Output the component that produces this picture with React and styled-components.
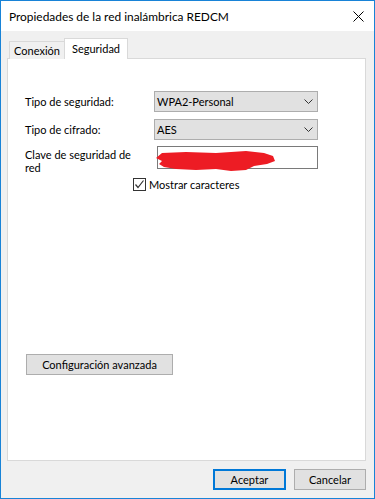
import React from 'react';
import styled, { createGlobalStyle } from 'styled-components';

const GlobalStyle = createGlobalStyle`
  html, body { margin: 0; padding: 0; background: #ffffff; }
  body {
    font-family: Lato, "Liberation Sans", sans-serif;
    font-size: 11px;
    color: #000;
  }
  * { box-sizing: border-box; }
`;

const Window = styled.div`
  width: 375px;
  height: 499px;
  border: 1px solid #1883d7;
  display: flex;
  flex-direction: column;
  background: #f0f0f0;
`;

const TitleBar = styled.div`
  flex: none;
  height: 30px;
  background: #ffffff;
  display: flex;
  align-items: center;
  justify-content: space-between;
  padding: 0 10px 0 8px;
`;

const Title = styled.span`
  font-size: 11.9px;
  line-height: 15px;
  padding-top: 1px;
`;

const CloseIcon = styled.svg`
  width: 11px;
  height: 11px;
  display: block;
  margin-top: 1px;
`;

const Body = styled.div`
  flex: 1;
  display: flex;
  flex-direction: column;
  padding: 7px 8px 8px 6px;
  min-height: 0;
`;

const TabRow = styled.div`
  flex: none;
  display: flex;
  align-items: flex-end;
  height: 21px;
  padding-left: 2px;
  margin-bottom: -1px;
`;

const Tab = styled.div`
  position: relative;
  z-index: ${p => (p.$active ? 1 : 0)};
  width: ${p => p.$w}px;
  height: ${p => (p.$active ? 21 : 18)}px;
  margin-left: ${p => (p.$active ? -1 : 0)}px;
  border: 1px solid #d9d9d9;
  border-bottom: none;
  background: ${p => (p.$active ? '#ffffff' : '#f0f0f0')};
  text-align: center;
  line-height: 15px;
  padding-top: ${p => (p.$active ? 2 : 1)}px;
`;

const Panel = styled.div`
  flex: 1;
  display: flex;
  flex-direction: column;
  background: #ffffff;
  border: 1px solid #d9d9d9;
  padding: 32px 0 0 17px;
`;

const Row = styled.div`
  display: grid;
  grid-template-columns: 129px 164px;
  align-items: ${p => (p.$top ? 'start' : 'center')};
  height: ${p => p.$h}px;
  margin-top: ${p => p.$gap || 0}px;
`;

const Label = styled.div`
  line-height: 13px;
  padding-top: ${p => (p.$top ? 2 : 0)}px;
`;

const Select = styled.div`
  height: 21px;
  background: #e1e1e1;
  border: 1px solid #adadad;
  display: flex;
  align-items: center;
  justify-content: space-between;
  padding: 0 4px 0 2px;
`;

const Chevron = styled.svg`
  width: 9px;
  height: 5px;
  display: block;
`;

const PasswordBox = styled.div`
  position: relative;
  margin-left: 3px;
  height: 23px;
  background: #ffffff;
  border: 1px solid #7a7a7a;
`;

const Scribble = styled.svg`
  position: absolute;
  left: -2px;
  top: 2px;
  width: 120px;
  height: 22px;
  overflow: visible;
`;

const CheckRow = styled.label`
  display: flex;
  align-items: center;
  margin-top: 9px;
  padding-left: 108px;
  height: 13px;
`;

const CheckBox = styled.span`
  width: 13px;
  height: 13px;
  border: 1px solid #333333;
  background: #ffffff;
  display: flex;
  align-items: center;
  justify-content: center;
  flex: none;
`;

const CheckText = styled.span`
  margin-left: 3px;
  line-height: 13px;
`;

const Button = styled.button`
  font: inherit;
  color: #000;
  width: ${p => p.$w}px;
  height: 21px;
  padding: 0;
  background: #e1e1e1;
  border: ${p => (p.$default ? '2px solid #0078d7' : '1px solid #adadad')};
  line-height: 15px;
  text-align: center;
  cursor: default;
`;

const AdvancedButton = styled(Button)`
  margin: 163px 0 0 1px;
  align-self: flex-start;
`;

const Footer = styled.div`
  flex: none;
  display: flex;
  justify-content: flex-end;
  gap: 8px;
  margin-top: 8px;
`;

export default function App() {
  return (
    <>
      <GlobalStyle />
      <Window>
        <TitleBar>
          <Title>Propiedades de la red inalámbrica REDCM</Title>
          <CloseIcon viewBox="0 0 11 11">
            <path d="M0.5 0.5 L10.5 10.5 M10.5 0.5 L0.5 10.5" stroke="#000" strokeWidth="1" fill="none" />
          </CloseIcon>
        </TitleBar>
        <Body>
          <TabRow>
            <Tab $w={56}>Conexión</Tab>
            <Tab $w={64} $active>Seguridad</Tab>
          </TabRow>
          <Panel>
            <Row $h={21}>
              <Label>Tipo de seguridad:</Label>
              <Select>
                <span>WPA2-Personal</span>
                <Chevron viewBox="0 0 9 5">
                  <path d="M0.5 0.5 L4.5 4.5 L8.5 0.5" stroke="#333" strokeWidth="1" fill="none" />
                </Chevron>
              </Select>
            </Row>
            <Row $h={21} $gap={7}>
              <Label>Tipo de cifrado:</Label>
              <Select>
                <span>AES</span>
                <Chevron viewBox="0 0 9 5">
                  <path d="M0.5 0.5 L4.5 4.5 L8.5 0.5" stroke="#333" strokeWidth="1" fill="none" />
                </Chevron>
              </Select>
            </Row>
            <Row $h={23} $gap={6} $top>
              <Label $top>Clave de seguridad de<br />red</Label>
              <PasswordBox>
                <Scribble viewBox="0 0 120 22">
                  <path
                    d="M0,9 L6,4 L30,3 L60,4 L90,2 L108,4 L117,7 L119,12 L111,15 L98,17 L90,21 L75,22 L60,20 L40,21 L20,20 L8,18 L3,15 L6,12 Z"
                    fill="#ed1c24"
                  />
                </Scribble>
              </PasswordBox>
            </Row>
            <CheckRow>
              <CheckBox>
                <svg width="11" height="11" viewBox="0 0 11 11">
                  <path d="M1.5 5.5 L4 8.5 L9.5 1.5" stroke="#333" strokeWidth="1.2" fill="none" />
                </svg>
              </CheckBox>
              <CheckText>Mostrar caracteres</CheckText>
            </CheckRow>
            <AdvancedButton $w={147}>Configuración avanzada</AdvancedButton>
          </Panel>
          <Footer>
            <Button $w={73} $default>Aceptar</Button>
            <Button $w={72}>Cancelar</Button>
          </Footer>
        </Body>
      </Window>
    </>
  );
}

========================

▸ What the task asks: Repeat all the data as it stands, dropping any images it holds.

▸ Solved problem:
Output the component that produces this picture with React and styled-components.
import React from 'react';
import styled, { createGlobalStyle } from 'styled-components';

const GlobalStyle = createGlobalStyle`
  html, body { margin: 0; padding: 0; background: #ffffff; }
  body {
    font-family: Lato, "Liberation Sans", sans-serif;
    font-size: 11px;
    color: #000;
  }
  * { box-sizing: border-box; }
`;

const Window = styled.div`
  width: 375px;
  height: 499px;
  border: 1px solid #1883d7;
  display: flex;
  flex-direction: column;
  background: #f0f0f0;
`;

const TitleBar = styled.div`
  flex: none;
  height: 30px;
  background: #ffffff;
  display: flex;
  align-items: center;
  justify-content: space-between;
  padding: 0 10px 0 8px;
`;

const Title = styled.span`
  font-size: 11.9px;
  line-height: 15px;
  padding-top: 1px;
`;

const CloseIcon = styled.svg`
  width: 11px;
  height: 11px;
  display: block;
  margin-top: 1px;
`;

const Body = styled.div`
  flex: 1;
  display: flex;
  flex-direction: column;
  padding: 7px 8px 8px 6px;
  min-height: 0;
`;

const TabRow = styled.div`
  flex: none;
  display: flex;
  align-items: flex-end;
  height: 21px;
  padding-left: 2px;
  margin-bottom: -1px;
`;

const Tab = styled.div`
  position: relative;
  z-index: ${p => (p.$active ? 1 : 0)};
  width: ${p => p.$w}px;
  height: ${p => (p.$active ? 21 : 18)}px;
  margin-left: ${p => (p.$active ? -1 : 0)}px;
  border: 1px solid #d9d9d9;
  border-bottom: none;
  background: ${p => (p.$active ? '#ffffff' : '#f0f0f0')};
  text-align: center;
  line-height: 15px;
  padding-top: ${p => (p.$active ? 2 : 1)}px;
`;

const Panel = styled.div`
  flex: 1;
  display: flex;
  flex-direction: column;
  background: #ffffff;
  border: 1px solid #d9d9d9;
  padding: 32px 0 0 17px;
`;

const Row = styled.div`
  display: grid;
  grid-template-columns: 129px 164px;
  align-items: ${p => (p.$top ? 'start' : 'center')};
  height: ${p => p.$h}px;
  margin-top: ${p => p.$gap || 0}px;
`;

const Label = styled.div`
  line-height: 13px;
  padding-top: ${p => (p.$top ? 2 : 0)}px;
`;

const Select = styled.div`
  height: 21px;
  background: #e1e1e1;
  border: 1px solid #adadad;
  display: flex;
  align-items: center;
  justify-content: space-between;
  padding: 0 4px 0 2px;
`;

const Chevron = styled.svg`
  width: 9px;
  height: 5px;
  display: block;
`;

const PasswordBox = styled.div`
  position: relative;
  margin-left: 3px;
  height: 23px;
  background: #ffffff;
  border: 1px solid #7a7a7a;
`;

const Scribble = styled.svg`
  position: absolute;
  left: -2px;
  top: 2px;
  width: 120px;
  height: 22px;
  overflow: visible;
`;

const CheckRow = styled.label`
  display: flex;
  align-items: center;
  margin-top: 9px;
  padding-left: 108px;
  height: 13px;
`;

const CheckBox = styled.span`
  width: 13px;
  height: 13px;
  border: 1px solid #333333;
  background: #ffffff;
  display: flex;
  align-items: center;
  justify-content: center;
  flex: none;
`;

const CheckText = styled.span`
  margin-left: 3px;
  line-height: 13px;
`;

const Button = styled.button`
  font: inherit;
  color: #000;
  width: ${p => p.$w}px;
  height: 21px;
  padding: 0;
  background: #e1e1e1;
  border: ${p => (p.$default ? '2px solid #0078d7' : '1px solid #adadad')};
  line-height: 15px;
  text-align: center;
  cursor: default;
`;

const AdvancedButton = styled(Button)`
  margin: 163px 0 0 1px;
  align-self: flex-start;
`;

const Footer = styled.div`
  flex: none;
  display: flex;
  justify-content: flex-end;
  gap: 8px;
  margin-top: 8px;
`;

export default function App() {
  return (
    <>
      <GlobalStyle />
      <Window>
        <TitleBar>
          <Title>Propiedades de la red inalámbrica REDCM</Title>
          <CloseIcon viewBox="0 0 11 11">
            <path d="M0.5 0.5 L10.5 10.5 M10.5 0.5 L0.5 10.5" stroke="#000" strokeWidth="1" fill="none" />
          </CloseIcon>
        </TitleBar>
        <Body>
          <TabRow>
            <Tab $w={56}>Conexión</Tab>
            <Tab $w={64} $active>Seguridad</Tab>
          </TabRow>
          <Panel>
            <Row $h={21}>
              <Label>Tipo de seguridad:</Label>
              <Select>
                <span>WPA2-Personal</span>
                <Chevron viewBox="0 0 9 5">
                  <path d="M0.5 0.5 L4.5 4.5 L8.5 0.5" stroke="#333" strokeWidth="1" fill="none" />
                </Chevron>
              </Select>
            </Row>
            <Row $h={21} $gap={7}>
              <Label>Tipo de cifrado:</Label>
              <Select>
                <span>AES</span>
                <Chevron viewBox="0 0 9 5">
                  <path d="M0.5 0.5 L4.5 4.5 L8.5 0.5" stroke="#333" strokeWidth="1" fill="none" />
                </Chevron>
              </Select>
            </Row>
            <Row $h={23} $gap={6} $top>
              <Label $top>Clave de seguridad de<br />red</Label>
              <PasswordBox>
                <Scribble viewBox="0 0 120 22">
                  <path
                    d="M0,9 L6,4 L30,3 L60,4 L90,2 L108,4 L117,7 L119,12 L111,15 L98,17 L90,21 L75,22 L60,20 L40,21 L20,20 L8,18 L3,15 L6,12 Z"
                    fill="#ed1c24"
                  />
                </Scribble>
              </PasswordBox>
            </Row>
            <CheckRow>
              <CheckBox>
                <svg width="11" height="11" viewBox="0 0 11 11">
                  <path d="M1.5 5.5 L4 8.5 L9.5 1.5" stroke="#333" strokeWidth="1.2" fill="none" />
                </svg>
              </CheckBox>
              <CheckText>Mostrar caracteres</CheckText>
            </CheckRow>
            <AdvancedButton $w={147}>Configuración avanzada</AdvancedButton>
          </Panel>
          <Footer>
            <Button $w={73} $default>Aceptar</Button>
            <Button $w={72}>Cancelar</Button>
          </Footer>
        </Body>
      </Window>
    </>
  );
}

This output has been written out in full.